SAPACC’s Letter to UN GS
21 September 2019
The Secretary General
United Nations
New York
Re: The United Nations Declare a Planetary Climate Crisis
Dear Mr Antonio Guterres,
This petition seeks your urgent intervention in the most pressing issue facing our planet, the looming climate crisis.
Recognizing the need for people to get involved to tackle the climate crisis and the urgency of action, 350 people representing many civil society organizations from five countries in South Asia – Bangladesh, India, Maldives, Nepal, and Sri Lanka – met in Hyderabad, India, on 18-21 September and launched the South Asian People’s Action on Climate Crisis (SAPACC). Our members include farmer’s organizations, trade unions, indigenous people’s organizations, fisherfolk groups, women’s organizations, indigenous people’s groups, environmental groups and other civil society organizations, youth groups, scientists and other professionals, and numerous concerned individuals from all over South Asia.
Under Article 2 of the Paris Agreement on climate change, member nations/parties to the Agreement agreed to “strengthen the global response to the threat of climate change”, including by “(a) Holding the increase in global average temperature to well below 2oC above pre-industrial temperatures, and pursuing efforts to limit the temperature increase to 1.5oC above pre-industrial levels”. However, there is little evidence that they have done so. Emissions have continued to soar, as have global temperatures.
The impacts of the climate crisis have been particularly acute in South Asia, a region where millions of the world’s most underprivileged people live and who are deeply dependent on what natural ecosystems provide. Glaciers in Nepal have decreased by more than a quarter of their area since 1977. Sea level rise is accelerating in Bangladesh and the Maldives. Pakistan has faced severe flooding and also deaths from heat stress in recent years. In India, the crucial southwest monsoon has reduced in many parts of the country; heat stress is increasing; droughts are spreading, floods and water stress have become frequent–severely impacting the urban and rural poor. A combination of heat and humidity will make many parts of this region unlivable. Accelerated sea level rise will displace tens of millions in Bangladesh, India, Sri Lanka, Maldives, and Pakistan. IPCC’s 1.5oC Special Report of October 2018 states we have only twelve years before things get significantly worse.
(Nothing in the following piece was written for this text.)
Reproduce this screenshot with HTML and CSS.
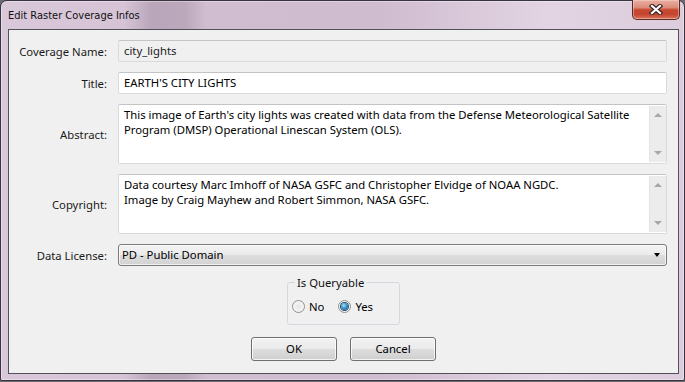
FILE: index.html
```html
<!DOCTYPE html>
<html>
<head>
<meta charset="utf-8">
<title>Edit Raster Coverage Infos</title>
<link rel="stylesheet" href="styles.css">
</head>
<body>
<div class="window">
  <div class="titlebar">
    <span class="title">Edit Raster Coverage Infos</span>
    <div class="close">
      <svg width="16" height="11" viewBox="0 0 16 11">
        <path d="M4 2 L12 9 M12 2 L4 9" stroke="#3c2624" stroke-width="4.4" stroke-linecap="square" fill="none"/>
        <path d="M4 2 L12 9 M12 2 L4 9" stroke="#ffffff" stroke-width="2.2" stroke-linecap="square" fill="none"/>
      </svg>
    </div>
  </div>
  <div class="client">
    <div class="form">
      <div class="lbl">Coverage Name:</div>
      <div class="input disabled">city_lights</div>

      <div class="lbl">Title:</div>
      <div class="input">EARTH'S CITY LIGHTS</div>

      <div class="lbl">Abstract:</div>
      <div class="textarea">
        <div class="ta-text">This image of Earth's city lights was created with data from the Defense Meteorological Satellite Program (DMSP) Operational Linescan System (OLS).</div>
        <div class="vscroll"><span class="arr up"></span><span class="arr down"></span></div>
      </div>

      <div class="lbl">Copyright:</div>
      <div class="textarea">
        <div class="ta-text">Data courtesy Marc Imhoff of NASA GSFC and Christopher Elvidge of NOAA NGDC.<br>Image by Craig Mayhew and Robert Simmon, NASA GSFC.</div>
        <div class="vscroll"><span class="arr up"></span><span class="arr down"></span></div>
      </div>

      <div class="lbl">Data License:</div>
      <div class="combo"><span>PD - Public Domain</span><span class="combo-arrow"></span></div>
    </div>

    <div class="group-row">
      <fieldset class="group">
        <legend>Is Queryable</legend>
        <div class="radios">
          <span class="radio-item"><span class="radio"></span>No</span>
          <span class="radio-item"><span class="radio checked"></span>Yes</span>
        </div>
      </fieldset>
    </div>

    <div class="buttons">
      <div class="btn">OK</div>
      <div class="btn">Cancel</div>
    </div>
  </div>
</div>
</body>
</html>
```
FILE: styles.css
```css
* { box-sizing: border-box; }
html, body {
  margin: 0;
  padding: 0;
  width: 685px;
  height: 382px;
  overflow: hidden;
  background: #6b6a70;
}
body {
  font-family: "Noto Sans", "Open Sans", sans-serif;
  font-size: 11.3px;
  color: #000;
}
.window {
  width: 685px;
  height: 381px;
  border: 1px solid #3a3340;
  border-radius: 7px 7px 2px 2px;
  background: linear-gradient(90deg, #d9c8d9 0%, #d6c4d6 18%, #b9a6ba 22%, #bba8bb 27%, #d0bdd0 30%, #cfbccf 55%, #e2d4e2 80%, #dcccdc 100%);
  display: flex;
  flex-direction: column;
  box-shadow: inset 0 0 0 1px rgba(255,255,255,0.35);
}
.titlebar {
  height: 28px;
  display: flex;
  justify-content: space-between;
  align-items: flex-start;
  padding: 0 4px 0 7px;
}
.title {
  font-family: "Liberation Sans Narrow", "DejaVu Sans Condensed", "Noto Sans", sans-serif;
  font-size: 11px;
  line-height: 14px;
  margin-top: 8px;
  color: #111;
}
.close {
  width: 48px;
  height: 20px;
  margin-top: -1px;
  border: 1px solid #5e2a24;
  border-top: none;
  border-radius: 0 0 5px 5px;
  background: linear-gradient(180deg, #eab0a4 0%, #dc8a79 40%, #c9472f 52%, #c54430 75%, #d9745c 100%);
  box-shadow: inset 0 0 0 1px rgba(255,220,210,0.45);
  display: flex;
  align-items: center;
  justify-content: center;
}
.close svg { display: block; margin-top: -1px; }
.client {
  margin: 0 5px 6px 7px;
  height: 345px;
  border: 1px solid #525058;
  background: #f0f0f0;
  display: flex;
  flex-direction: column;
}
.form {
  display: grid;
  grid-template-columns: 98px 549px;
  column-gap: 11px;
  row-gap: 10px;
  padding-top: 10px;
}
.lbl {
  text-align: right;
  align-self: center;
  line-height: 15px;
  color: #1a1a1a;
}
.input {
  height: 22px;
  border: 1px solid #dadada;
  border-top-color: #c4c4c4;
  border-radius: 2px;
  background: #fff;
  padding: 0 5px;
  line-height: 20px;
  white-space: nowrap;
}
.input.disabled {
  background: #f0f0f0;
  color: #222;
}
.textarea {
  height: 60px;
  border: 1px solid #dadada;
  border-top-color: #c4c4c4;
  border-radius: 2px;
  background: #fff;
  display: flex;
}
.ta-text {
  flex: 1;
  padding: 2px 5px 0 5px;
  line-height: 15px;
}
.vscroll {
  width: 17px;
  margin: 1px 0 1px 0;
  background: #ececec;
  border-left: 1px solid #e4e4e4;
  display: flex;
  flex-direction: column;
  justify-content: space-between;
  align-items: center;
  padding: 7px 0 7px;
}
.arr {
  width: 0;
  height: 0;
  border-left: 4px solid transparent;
  border-right: 4px solid transparent;
}
.arr.up { border-bottom: 4px solid #a8a8a8; }
.arr.down { border-top: 4px solid #a8a8a8; }
.combo {
  height: 22px;
  border: 1px solid #7a7a7a;
  border-radius: 3px;
  background: linear-gradient(180deg, #f3f3f3 0%, #ebebeb 48%, #dddddd 52%, #d2d2d2 100%);
  box-shadow: inset 0 0 0 1px rgba(255,255,255,0.7);
  display: flex;
  align-items: center;
  justify-content: space-between;
  padding: 0 5px 0 3px;
  line-height: 20px;
}
.combo-arrow {
  width: 0;
  height: 0;
  border-left: 3.5px solid transparent;
  border-right: 3.5px solid transparent;
  border-top: 4px solid #000;
  margin-right: 1px;
}
.group-row {
  display: flex;
  justify-content: center;
  margin-top: 9px;
}
.group {
  margin: 0;
  width: 113px;
  height: 50px;
  padding: 0 4px;
  border: 1px solid #d3d9df;
  border-radius: 3px;
}
.group legend {
  padding: 0 2px;
  margin-left: 3px;
  line-height: 15px;
  color: #111;
}
.radios {
  display: flex;
  gap: 14px;
  margin-top: 9px;
}
.radio-item {
  display: flex;
  align-items: center;
  gap: 4px;
  line-height: 15px;
}
.radio {
  width: 13px;
  height: 13px;
  border-radius: 50%;
  border: 1px solid #8f8f8f;
  background: radial-gradient(circle at 50% 50%, #e6e6e6 0%, #f6f6f6 70%, #ffffff 100%);
  display: flex;
  align-items: center;
  justify-content: center;
}
.radio.checked::after {
  content: "";
  width: 7px;
  height: 7px;
  border-radius: 50%;
  background: radial-gradient(circle at 40% 35%, #a6e4ff 0%, #3c94c8 45%, #17507e 100%);
  box-shadow: 0 0 0 1px #1d4a6b;
}
.buttons {
  display: flex;
  justify-content: center;
  gap: 13px;
  margin-top: 12px;
  padding-left: 0;
}
.btn {
  width: 86px;
  height: 24px;
  border: 1px solid #707070;
  border-radius: 3px;
  background: linear-gradient(180deg, #f2f2f2 0%, #ebebeb 48%, #dddddd 52%, #cfcfcf 100%);
  box-shadow: inset 0 0 0 1px rgba(255,255,255,0.75);
  text-align: center;
  line-height: 21px;
}
```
We welcome your reported statement that “unless we make a course change by 2020, we face the possibility of runaway climate change with disastrous consequences”. We urge you, as Secretary General of the United nations, to ensure that our petition with the demands listed below be placed before the UN General Assembly and other UN bodies concerned with the climate crisis.
We demand that:
· The United Nations immediately declare a planetary climate crisis, and initiate ecologically, socially, economically appropriate and time- bound action plans to mitigate it;
· The greenhouse gas emissions of developed countries be reduced drastically to reach net zero by 2030, and of developing nations by 2040. This should be non-negotiable and binding.
· That all nations take responsibility for the injuries and damage caused by climate change in proportion to their historic emissions, and must include adaptation needs of less developed nations, small island developing states, and South Asian nations;
· Degraded land, water, air, forests, and biodiversity be restored as healthy ecosystems, also incorporating indigenous knowledge;
· A comprehensive policy framework for the rights of full rehabilitation of climate refugees be formulated and implemented; and
· The country emissions accounting framework be restructured to include outsourced emissions in the consuming country’s account.